The Deadly Trainer
Air Force cadets are dying in a new aircraft with a
dubious mission and many mechanical problems
By Mark Thompson
(TIME, Jan.12) -- Terri Weber's last conversation with her son Pace took place
just as his dream of becoming an Air Force pilot was taking off.
But she heard something besides excitement in her son's voice.
"Our planes are having a lot of mechanical problems," Pace told
his mom from his Air Force Academy dorm last June, four days
before he was due home on his summer break. His plane's engine
had unexpectedly conked out in mid-flight, forcing the
instructor to grab the controls and make an emergency landing.

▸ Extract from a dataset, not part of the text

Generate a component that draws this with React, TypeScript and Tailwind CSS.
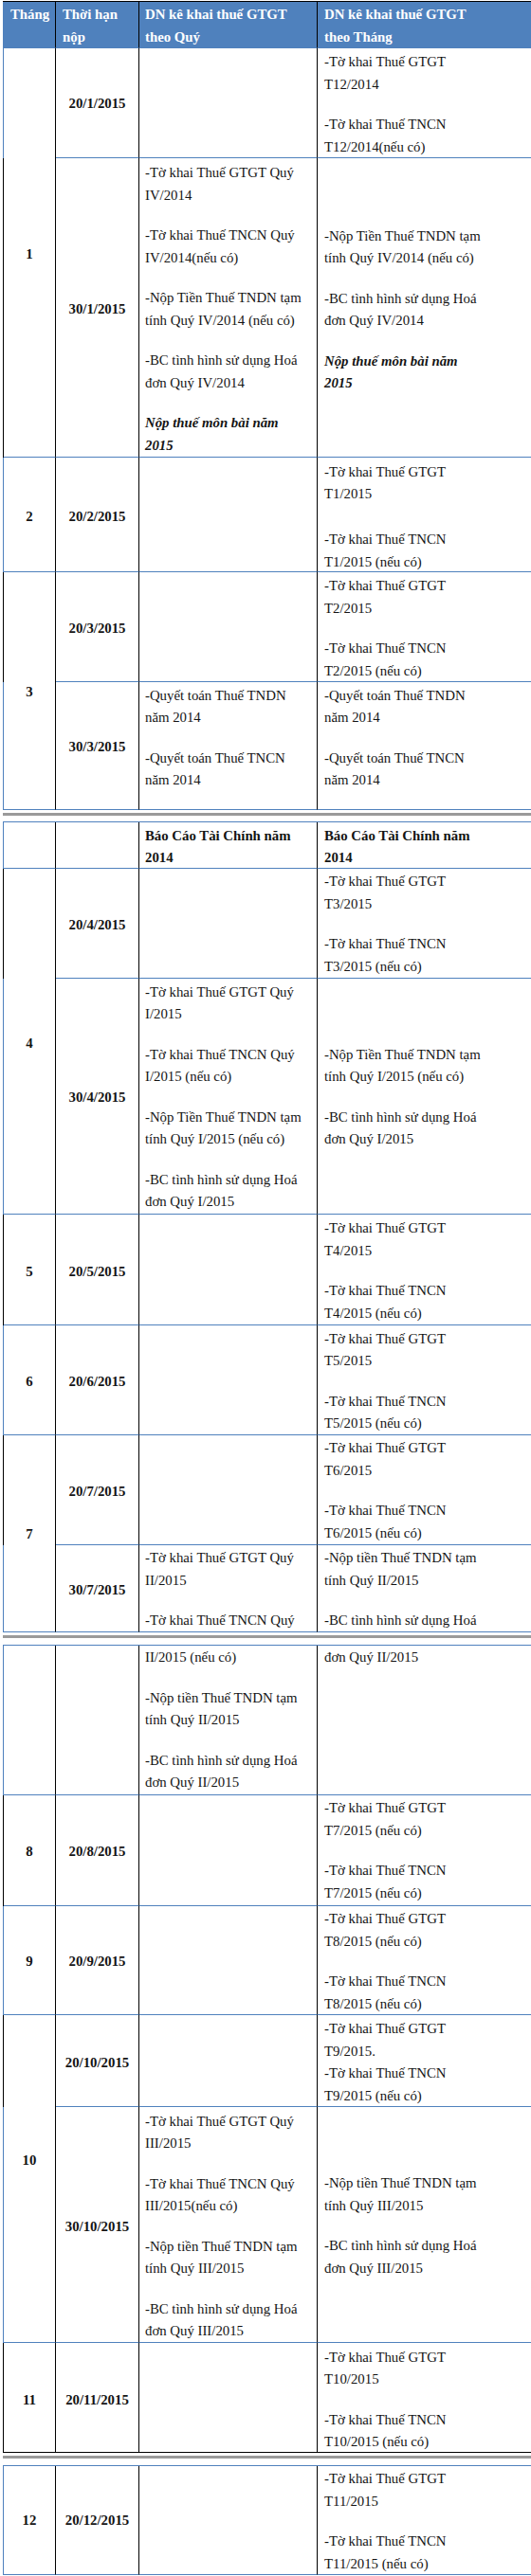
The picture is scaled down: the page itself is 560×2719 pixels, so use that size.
import React from "react";

type Para = { lines: string[]; style?: "bi" | "b" };
type Block = { pt: string; paras: Para[]; gap?: string };
type Cell = { text: string; pt: string; span?: string };
type Row = {
  left: string;
  bottom: string;
  month?: Cell | "empty";
  date?: Cell | "empty";
  c3?: Block;
  c4?: Block;
  header?: boolean;
};

const BLUE_BG = "bg-[#4f81bd]";
const BLACK_BG = "bg-black";
const B_BLUE = "border-b-[#4f81bd]";
const B_BLACK = "border-b-black";

const p = (...lines: string[]): Para => ({ lines });
const bi = (...lines: string[]): Para => ({ lines, style: "bi" });
const b = (...lines: string[]): Para => ({ lines, style: "b" });

function TextBlock({ block }: { block: Block }) {
  return (
    <div className={block.pt}>
      {block.paras.map((para, i) => (
        <div
          key={i}
          className={[
            i > 0 ? block.gap ?? "mt-[19px]" : "",
            para.style === "bi" ? "font-bold italic" : "",
            para.style === "b" ? "font-bold" : "",
          ].join(" ")}
        >
          {para.lines.map((l, j) => (
            <div key={j} className="whitespace-nowrap">
              {l}
            </div>
          ))}
        </div>
      ))}
    </div>
  );
}

function Segment({
  rows,
  rowsClass,
  topClass,
}: {
  rows: Row[];
  rowsClass: string;
  topClass: string;
}) {
  const items: React.ReactNode[] = [];
  rows.forEach((r, i) => {
    const hb = r.header ? "bg-[#4f81bd] text-white font-bold" : "";
    items.push(<div key={`l${i}`} className={`col-start-1 ${r.left}`} />);
    if (r.month) {
      if (r.month === "empty") {
        items.push(
          <div
            key={`m${i}`}
            className={`col-start-2 border-r border-b border-r-black ${r.bottom} ${hb}`}
          />
        );
      } else {
        items.push(
          <div
            key={`m${i}`}
            className={`col-start-2 border-r border-b border-r-black ${r.bottom} ${hb} ${r.month.span ?? ""} ${r.header ? "pl-[7px] text-left" : "text-center font-bold"} ${r.month.pt}`}
          >
            <div className="whitespace-nowrap">{r.month.text}</div>
          </div>
        );
      }
    }
    if (r.date) {
      if (r.date === "empty") {
        items.push(
          <div
            key={`d${i}`}
            className={`col-start-3 border-r border-b border-r-black ${r.bottom} ${hb}`}
          />
        );
      } else {
        items.push(
          <div
            key={`d${i}`}
            className={`col-start-3 border-r border-b border-r-black ${r.bottom} ${hb} ${r.header ? "pl-[7px] text-left" : "text-center font-bold"} ${r.date.pt}`}
          >
            {r.date.text.split("\n").map((t, j) => (
              <div key={j} className="whitespace-nowrap">
                {t}
              </div>
            ))}
          </div>
        );
      }
    }
    items.push(
      <div
        key={`c3${i}`}
        className={`col-start-4 border-r border-b border-r-black ${r.bottom} ${hb} pl-[6px]`}
      >
        {r.c3 && <TextBlock block={r.c3} />}
      </div>
    );
    items.push(
      <div
        key={`c4${i}`}
        className={`col-start-5 border-b ${r.bottom} ${hb} pl-[7px]`}
      >
        {r.c4 && <TextBlock block={r.c4} />}
      </div>
    );
  });
  return (
    <div
      className={`grid w-[640px] grid-cols-[1px_55px_88px_188px_1fr] border-t ${topClass} ${rowsClass}`}
    >
      {items}
    </div>
  );
}

const seg1: Row[] = [
  {
    header: true,
    left: BLUE_BG,
    bottom: B_BLUE,
    month: { text: "Tháng", pt: "pt-[2.1px]" },
    date: { text: "Thời hạn\nnộp", pt: "pt-[2.1px]" },
    c3: { pt: "pt-[2.1px]", paras: [p("DN kê khai thuế GTGT", "theo Quý")] },
    c4: { pt: "pt-[2.1px]", paras: [p("DN kê khai thuế GTGT", "theo Tháng")] },
  },
  {
    left: BLUE_BG,
    bottom: B_BLUE,
    month: { text: "1", pt: "pt-[206.4px]", span: "row-span-2" },
    date: { text: "20/1/2015", pt: "pt-[47.4px]" },
    c4: {
      pt: "pt-[3.4px]",
      paras: [p("-Tờ khai Thuế GTGT", "T12/2014"), p("-Tờ khai Thuế TNCN", "T12/2014(nếu  có)")],
    },
  },
  {
    left: BLACK_BG,
    bottom: B_BLUE,
    date: { text: "30/1/2015", pt: "pt-[148px]" },
    c3: {
      pt: "pt-[4.1px]",
      paras: [
        p("-Tờ khai Thuế GTGT Quý", "IV/2014"),
        p("-Tờ khai Thuế TNCN Quý", "IV/2014(nếu có)"),
        p("-Nộp Tiền Thuế TNDN tạm", "tính Quý IV/2014 (nếu có)"),
        p("-BC tình hình sử dụng Hoá", "đơn Quý IV/2014"),
        bi("Nộp thuế môn bài năm", "2015"),
      ],
    },
    c4: {
      pt: "pt-[70.7px]",
      paras: [
        p("-Nộp Tiền Thuế TNDN tạm", "tính Quý IV/2014 (nếu có)"),
        p("-BC tình hình sử dụng Hoá", "đơn Quý IV/2014"),
        bi("Nộp thuế môn bài năm", "2015"),
      ],
    },
  },
  {
    left: BLUE_BG,
    bottom: B_BLUE,
    month: { text: "2", pt: "pt-[51.4px]" },
    date: { text: "20/2/2015", pt: "pt-[51.4px]" },
    c4: {
      pt: "pt-[3.7px]",
      gap: "mt-[24.5px]",
      paras: [p("-Tờ khai Thuế GTGT", "T1/2015"), p("-Tờ khai Thuế TNCN", "T1/2015 (nếu có)")],
    },
  },
  {
    left: BLACK_BG,
    bottom: B_BLUE,
    month: { text: "3", pt: "pt-[115.4px]", span: "row-span-2" },
    date: { text: "20/3/2015", pt: "pt-[48.4px]" },
    c4: {
      pt: "pt-[3.4px]",
      paras: [p("-Tờ khai Thuế GTGT", "T2/2015"), p("-Tờ khai Thuế TNCN", "T2/2015 (nếu có)")],
    },
  },
  {
    left: BLUE_BG,
    bottom: B_BLUE,
    date: { text: "30/3/2015", pt: "pt-[57.4px]" },
    c3: {
      pt: "pt-[2.7px]",
      paras: [p("-Quyết toán Thuế TNDN", "năm 2014"), p("-Quyết toán Thuế TNCN", "năm 2014")],
    },
    c4: {
      pt: "pt-[2.7px]",
      paras: [p("-Quyết toán Thuế TNDN", "năm 2014"), p("-Quyết toán Thuế TNCN", "năm 2014")],
    },
  },
];

const seg2: Row[] = [
  {
    left: BLUE_BG,
    bottom: B_BLUE,
    month: "empty",
    date: "empty",
    c3: { pt: "pt-[2.7px]", paras: [b("Báo Cáo Tài Chính năm", "2014")] },
    c4: { pt: "pt-[2.7px]", paras: [b("Báo Cáo Tài Chính năm", "2014")] },
  },
  {
    left: BLACK_BG,
    bottom: B_BLUE,
    month: { text: "4", pt: "pt-[173.1px]", span: "row-span-2" },
    date: { text: "20/4/2015", pt: "pt-[48.1px]" },
    c4: {
      pt: "pt-[2.1px]",
      paras: [p("-Tờ khai Thuế GTGT", "T3/2015"), p("-Tờ khai Thuế TNCN", "T3/2015 (nếu có)")],
    },
  },
  {
    left: BLUE_BG,
    bottom: B_BLUE,
    date: { text: "30/4/2015", pt: "pt-[114.4px]" },
    c3: {
      pt: "pt-[2.7px]",
      paras: [
        p("-Tờ khai Thuế GTGT Quý", "I/2015"),
        p("-Tờ khai Thuế TNCN Quý", "I/2015 (nếu có)"),
        p("-Nộp Tiền Thuế TNDN tạm", "tính Quý I/2015 (nếu có)"),
        p("-BC tình hình sử dụng Hoá", "đơn Quý I/2015"),
      ],
    },
    c4: {
      pt: "pt-[68.7px]",
      paras: [
        p("-Nộp Tiền Thuế TNDN tạm", "tính Quý I/2015 (nếu có)"),
        p("-BC tình hình sử dụng Hoá", "đơn Quý I/2015"),
      ],
    },
  },
  {
    left: BLACK_BG,
    bottom: B_BLUE,
    month: { text: "5", pt: "pt-[49.1px]" },
    date: { text: "20/5/2015", pt: "pt-[49.1px]" },
    c4: {
      pt: "pt-[3.1px]",
      paras: [p("-Tờ khai Thuế GTGT", "T4/2015"), p("-Tờ khai Thuế TNCN", "T4/2015 (nếu có)")],
    },
  },
  {
    left: BLUE_BG,
    bottom: B_BLUE,
    month: { text: "6", pt: "pt-[47.7px]" },
    date: { text: "20/6/2015", pt: "pt-[47.7px]" },
    c4: {
      pt: "pt-[2.7px]",
      paras: [p("-Tờ khai Thuế GTGT", "T5/2015"), p("-Tờ khai Thuế TNCN", "T5/2015 (nếu có)")],
    },
  },
  {
    left: BLACK_BG,
    bottom: B_BLUE,
    month: { text: "7", pt: "pt-[93.4px]", span: "row-span-2" },
    date: { text: "20/7/2015", pt: "pt-[47.7px]" },
    c4: {
      pt: "pt-[2.4px]",
      paras: [p("-Tờ khai Thuế GTGT", "T6/2015"), p("-Tờ khai Thuế TNCN", "T6/2015 (nếu có)")],
    },
  },
  {
    left: BLUE_BG,
    bottom: B_BLUE,
    date: { text: "30/7/2015", pt: "pt-[35.7px]" },
    c3: {
      pt: "pt-[2.4px]",
      paras: [p("-Tờ khai Thuế GTGT Quý", "II/2015"), p("-Tờ khai Thuế TNCN Quý")],
    },
    c4: {
      pt: "pt-[2.4px]",
      paras: [p("-Nộp tiền Thuế TNDN tạm", "tính Quý II/2015"), p("-BC tình hình sử dụng Hoá")],
    },
  },
];

const seg3: Row[] = [
  {
    left: BLUE_BG,
    bottom: B_BLUE,
    month: "empty",
    date: "empty",
    c3: {
      pt: "pt-[1.4px]",
      paras: [
        p("II/2015 (nếu có)"),
        p("-Nộp tiền Thuế TNDN tạm", "tính Quý II/2015"),
        p("-BC tình hình sử dụng Hoá", "đơn Quý II/2015"),
      ],
    },
    c4: { pt: "pt-[1.4px]", paras: [p("đơn Quý II/2015")] },
  },
  {
    left: BLACK_BG,
    bottom: B_BLUE,
    month: { text: "8", pt: "pt-[47.7px]" },
    date: { text: "20/8/2015", pt: "pt-[47.7px]" },
    c4: {
      pt: "pt-[2.4px]",
      paras: [p("-Tờ khai Thuế GTGT", "T7/2015 (nếu có)"), p("-Tờ khai Thuế TNCN", "T7/2015 (nếu có)")],
    },
  },
  {
    left: BLUE_BG,
    bottom: B_BLUE,
    month: { text: "9", pt: "pt-[47.1px]" },
    date: { text: "20/9/2015", pt: "pt-[47.1px]" },
    c4: {
      pt: "pt-[2.2px]",
      paras: [p("-Tờ khai Thuế GTGT", "T8/2015 (nếu có)"), p("-Tờ khai Thuế TNCN", "T8/2015 (nếu có)")],
    },
  },
  {
    left: BLACK_BG,
    bottom: B_BLUE,
    month: { text: "10", pt: "pt-[142.1px]", span: "row-span-2" },
    date: { text: "20/10/2015", pt: "pt-[39.1px]" },
    c4: {
      pt: "pt-[3.4px]",
      paras: [p("-Tờ khai Thuế GTGT", "T9/2015.", "-Tờ khai Thuế TNCN", "T9/2015 (nếu có)")],
    },
  },
  {
    left: BLUE_BG,
    bottom: B_BLUE,
    date: { text: "30/10/2015", pt: "pt-[115.4px]" },
    c3: {
      pt: "pt-[3.7px]",
      paras: [
        p("-Tờ khai Thuế GTGT Quý", "III/2015"),
        p("-Tờ khai Thuế TNCN Quý", "III/2015(nếu có)"),
        p("-Nộp tiền Thuế TNDN tạm", "tính Quý III/2015"),
        p("-BC tình hình sử dụng Hoá", "đơn Quý III/2015"),
      ],
    },
    c4: {
      pt: "pt-[69.4px]",
      paras: [
        p("-Nộp tiền Thuế TNDN tạm", "tính Quý III/2015"),
        p("-BC tình hình sử dụng Hoá", "đơn Quý III/2015"),
      ],
    },
  },
  {
    left: BLACK_BG,
    bottom: B_BLACK,
    month: { text: "11", pt: "pt-[49.4px]" },
    date: { text: "20/11/2015", pt: "pt-[49.4px]" },
    c4: {
      pt: "pt-[3.7px]",
      paras: [p("-Tờ khai Thuế GTGT", "T10/2015"), p("-Tờ khai Thuế TNCN", "T10/2015 (nếu có)")],
    },
  },
];

const seg4: Row[] = [
  {
    left: BLUE_BG,
    bottom: B_BLUE,
    month: { text: "12", pt: "pt-[46.4px]" },
    date: { text: "20/12/2015", pt: "pt-[46.4px]" },
    c4: {
      pt: "pt-[2.1px]",
      paras: [p("-Tờ khai Thuế GTGT", "T11/2015"), p("-Tờ khai Thuế TNCN", "T11/2015 (nếu có)")],
    },
  },
];

function Separator({ h }: { h: string }) {
  return (
    <div className={`${h} flex flex-col pt-[3px]`}>
      <div className="h-[3px] w-full bg-[#9a9a9a]" />
    </div>
  );
}

export default function App() {
  return (
    <div className="w-[560px] h-[2719px] overflow-hidden bg-white pt-[1px] font-['Liberation_Serif','Times_New_Roman',serif] text-[14.8px] leading-[23.5px] text-[#141414]">
      <div className="ml-[3px] flex flex-col">
        <Segment
          rows={seg1}
          topClass="border-t-black"
          rowsClass="grid-rows-[49px_116px_316px_121px_116px_135px]"
        />
        <Separator h="h-[12px]" />
        <Segment
          rows={seg2}
          topClass="border-t-[#4f81bd]"
          rowsClass="grid-rows-[49px_116px_249px_117px_116px_116px_92px]"
        />
        <Separator h="h-[13px]" />
        <Segment
          rows={seg3}
          topClass="border-t-[#4f81bd]"
          rowsClass="grid-rows-[158px_117px_115px_97px_249px_116px]"
        />
        <Separator h="h-[13px]" />
        <Segment rows={seg4} topClass="border-t-[#4f81bd]" rowsClass="grid-rows-[115px]" />
      </div>
    </div>
  );
}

"Sometimes it's scary," Pace said over the phone. "When we land,
I'm really sweating." Terri recalls listening to her firstborn
in her darkened living room and saying, "It sounds like there
are a lot of problems, so be really careful. I want you home in
one piece." Forty-eight hours later, an Air Force officer
knocked at the door of Weber's Miami town house, rousing her out
of bed. He told her that her son's airplane had crashed earlier
that day, killing him instantly.
The most dangerous plane to fly in the U.S. Air Force today
isn't the screaming F-15 Eagle, the Baghdad-bombing F-117
Nighthawk or the thunderous B-1 Lancer. In fact, it's not a jet
at all but the first plane fledgling pilots fly -- the powerful,
propeller-driven trainer flown by cadets at the U.S. Air Force
Academy in Colorado Springs, Colo. Six people -- three cadets and
their instructor pilots -- have died in three crashes of the T-3
Firefly trainer since the planes began flying there in 1995. The
T-3's crash record is all the more startling because from 1964
to 1994, cadets flew the trainer's predecessor, the T-41,
without a single fatality. But in 1995, the Air Force Academy
said goodbye to the plodding T-41 and its sturdy safety record,
replacing it with the muscular T-3.
That decision is starting to look like a mistake. A TIME
investigation, based on dozens of interviews as well as a review
of Air Force documents obtained under the Freedom of Information
Act, suggests that the T-3 is a plane too perilous for veteran
pilots, much less beginners, to fly. Its single engine has
failed 66 times, nearly half of them during flight or at
perilous moments like takeoffs and landings. Its brakes are so
poor that the Air Force has banned student solo flights out of
concern that a novice can't bring the plane to a full stop
without rolling off the end of the runway. The Air Force has
grounded the 110-plane fleet for 10 different modifications in
an effort to solve the mechanical problems. And in December,
after TIME asked a series of questions about the T-3, acting Air
Force Secretary F. Whitten Peters ordered a comprehensive review
of the aircraft's purchase, testing and operation.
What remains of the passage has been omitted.